YH: One of the goals with this game is that I wanted an ensemble cast where I could have all these human relationships, and focus on how horror is shown differently depending on the point of view of the character. As you know, we have four campaigns in this game, and I think that allows us to show horror in different lights.
With Leon, we have that gothic, classic Resident Evil-style horror; with Chris, it's more like a horror of the battlefield with his group. With Jake's campaign, he's being chased by this creature, and being stalked, and with Ada it's more of a very classic Resident Evil-style single player experience as well.
And of course you add to that with her mysterious spy persona, and whatnot, and it's a completely different style of horror. And then you want to bring all four of these horror experiences together under the umbrella of RE6.
Why do you think horror games and action games are mutually exclusive?
It's usually a sense of being empowered, for one thing; it's hard to feel real fear if you have the power to fight back.

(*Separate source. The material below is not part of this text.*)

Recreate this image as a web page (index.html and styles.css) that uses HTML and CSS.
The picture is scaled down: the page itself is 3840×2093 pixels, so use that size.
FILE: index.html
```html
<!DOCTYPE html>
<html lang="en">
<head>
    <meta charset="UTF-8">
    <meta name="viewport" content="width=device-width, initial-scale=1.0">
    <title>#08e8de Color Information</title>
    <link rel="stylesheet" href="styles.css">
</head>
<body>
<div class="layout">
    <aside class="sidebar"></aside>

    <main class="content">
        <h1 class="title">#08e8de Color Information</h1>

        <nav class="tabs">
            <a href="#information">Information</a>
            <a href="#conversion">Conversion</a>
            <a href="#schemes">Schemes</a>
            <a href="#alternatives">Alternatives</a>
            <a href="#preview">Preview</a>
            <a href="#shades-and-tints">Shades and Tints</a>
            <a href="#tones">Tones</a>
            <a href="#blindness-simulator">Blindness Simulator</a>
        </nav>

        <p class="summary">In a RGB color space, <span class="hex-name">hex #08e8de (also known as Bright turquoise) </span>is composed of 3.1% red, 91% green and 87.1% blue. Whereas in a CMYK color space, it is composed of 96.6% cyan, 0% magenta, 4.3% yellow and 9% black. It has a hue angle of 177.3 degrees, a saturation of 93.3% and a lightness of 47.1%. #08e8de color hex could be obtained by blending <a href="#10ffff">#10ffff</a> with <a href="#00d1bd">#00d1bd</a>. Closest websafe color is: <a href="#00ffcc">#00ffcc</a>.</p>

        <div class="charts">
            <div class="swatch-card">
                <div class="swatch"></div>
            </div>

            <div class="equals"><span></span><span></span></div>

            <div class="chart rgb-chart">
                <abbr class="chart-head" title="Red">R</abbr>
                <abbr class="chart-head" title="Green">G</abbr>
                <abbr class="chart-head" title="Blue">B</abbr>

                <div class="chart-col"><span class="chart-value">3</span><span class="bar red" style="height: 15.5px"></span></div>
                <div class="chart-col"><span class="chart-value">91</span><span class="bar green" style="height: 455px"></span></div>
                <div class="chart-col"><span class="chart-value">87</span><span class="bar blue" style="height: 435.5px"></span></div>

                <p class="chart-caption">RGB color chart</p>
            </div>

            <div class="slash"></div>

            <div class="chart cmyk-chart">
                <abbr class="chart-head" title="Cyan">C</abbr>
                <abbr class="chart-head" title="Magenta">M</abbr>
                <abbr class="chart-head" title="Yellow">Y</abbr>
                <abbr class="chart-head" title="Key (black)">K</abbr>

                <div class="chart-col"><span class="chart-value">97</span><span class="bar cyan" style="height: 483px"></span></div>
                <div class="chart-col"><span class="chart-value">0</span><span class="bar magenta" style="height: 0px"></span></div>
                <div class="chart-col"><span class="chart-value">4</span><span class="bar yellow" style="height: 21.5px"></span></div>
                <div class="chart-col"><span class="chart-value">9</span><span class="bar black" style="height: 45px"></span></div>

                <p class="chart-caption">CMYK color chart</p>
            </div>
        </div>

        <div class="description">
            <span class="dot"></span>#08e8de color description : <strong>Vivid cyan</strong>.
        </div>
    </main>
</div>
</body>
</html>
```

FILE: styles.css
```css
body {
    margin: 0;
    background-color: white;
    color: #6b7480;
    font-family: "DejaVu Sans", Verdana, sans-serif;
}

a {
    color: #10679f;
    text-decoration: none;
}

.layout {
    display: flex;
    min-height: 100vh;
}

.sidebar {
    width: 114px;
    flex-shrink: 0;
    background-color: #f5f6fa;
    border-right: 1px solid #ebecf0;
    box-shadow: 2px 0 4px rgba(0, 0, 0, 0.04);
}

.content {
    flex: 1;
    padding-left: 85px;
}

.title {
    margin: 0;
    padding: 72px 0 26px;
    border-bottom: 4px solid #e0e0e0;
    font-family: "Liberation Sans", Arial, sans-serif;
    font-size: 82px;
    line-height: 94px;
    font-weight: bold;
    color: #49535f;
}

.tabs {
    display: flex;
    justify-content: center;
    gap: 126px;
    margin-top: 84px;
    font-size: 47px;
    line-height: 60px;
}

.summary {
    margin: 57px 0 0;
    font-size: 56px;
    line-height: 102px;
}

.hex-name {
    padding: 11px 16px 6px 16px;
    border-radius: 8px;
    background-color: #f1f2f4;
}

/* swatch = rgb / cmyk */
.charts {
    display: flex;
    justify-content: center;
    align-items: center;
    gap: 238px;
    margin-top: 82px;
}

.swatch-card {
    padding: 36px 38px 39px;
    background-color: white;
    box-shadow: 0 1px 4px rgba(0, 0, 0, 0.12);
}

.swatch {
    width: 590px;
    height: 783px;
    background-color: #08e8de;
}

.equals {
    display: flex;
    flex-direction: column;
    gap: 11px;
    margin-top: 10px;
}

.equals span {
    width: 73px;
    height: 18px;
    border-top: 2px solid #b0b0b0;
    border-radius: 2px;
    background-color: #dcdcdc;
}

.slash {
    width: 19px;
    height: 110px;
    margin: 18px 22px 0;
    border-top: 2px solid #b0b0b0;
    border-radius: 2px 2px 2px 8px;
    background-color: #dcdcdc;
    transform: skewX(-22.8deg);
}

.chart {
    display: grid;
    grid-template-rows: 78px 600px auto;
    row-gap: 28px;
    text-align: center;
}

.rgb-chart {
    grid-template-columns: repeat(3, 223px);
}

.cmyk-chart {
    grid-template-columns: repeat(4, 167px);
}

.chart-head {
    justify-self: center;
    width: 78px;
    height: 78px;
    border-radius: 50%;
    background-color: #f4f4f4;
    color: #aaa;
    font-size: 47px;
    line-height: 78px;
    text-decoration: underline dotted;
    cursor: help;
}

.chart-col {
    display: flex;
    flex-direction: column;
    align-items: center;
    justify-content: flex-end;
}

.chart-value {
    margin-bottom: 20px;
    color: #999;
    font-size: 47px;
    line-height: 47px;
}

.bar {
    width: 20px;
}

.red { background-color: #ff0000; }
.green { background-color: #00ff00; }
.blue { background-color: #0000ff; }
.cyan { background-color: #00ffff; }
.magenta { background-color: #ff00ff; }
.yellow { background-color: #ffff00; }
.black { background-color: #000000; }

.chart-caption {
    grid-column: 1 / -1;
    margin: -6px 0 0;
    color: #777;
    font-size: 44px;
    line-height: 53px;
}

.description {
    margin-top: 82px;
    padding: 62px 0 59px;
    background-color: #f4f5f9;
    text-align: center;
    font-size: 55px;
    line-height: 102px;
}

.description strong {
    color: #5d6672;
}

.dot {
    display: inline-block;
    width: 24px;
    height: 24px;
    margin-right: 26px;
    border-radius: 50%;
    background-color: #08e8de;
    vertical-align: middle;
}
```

YH: That's the very same issue that we, on the dev side, were wrestling with when making this game. And so our answer to that is, okay, you don't make the player feel completely powerful. And one of the ways you do that is you can give them a powerful weapon, but what if you limit the amount of ammo they have? So now it becomes a choice of when you use this ammo.
For us, the campaign in Resident Evil 6 is a very important part of the game -- the most important part of the game -- and so someone might start to play the game, and they would play a number of stages all in a row. But then they have to consider, "Should I conserve my ammo? Should I use it now? Should I save it for later?" That kind of tension that you give to the player -- by not letting them know when they can use these weapons -- I think maintains the horror elements in the game. So while there's still action, I don't think we're losing the horror, just because we keep action in the game.
One of the ways that I think the horror genre works well is when you have a personal connection to the protagonist. In this game, you have multiple protagonists. Does that affect the way that the player relates to them? Does it affect the story, in the way you portray it?
ES: I think we've been very careful in designing it in a way that won't impact the game negatively. For example, we're using an ensemble cast, as I've said, but we're not just throwing random characters together just for the sake of it; they all have a reason for being there.
So when you play Leon's campaign, it's not just about Leon. Sure, you play his campaign and, start to finish, you find out what's going on with Leon's story, but there's more to it than just that. By playing the other campaigns, you'll learn more about Leon's story as well; it'll give you another perspective.
So when you're playing with Leon, you get the full story, but you may be at a loss to understand certain motivations for, say, why Leon did something, or what was happening with Helena, and why she was doing this. And we're hoping to create that interest in that people want to play the other campaigns, and by playing the other campaigns they get the fuller story. And hopefully that brings more of a resonance with what happens to Leon, and you feel more attached to the character as a result of that.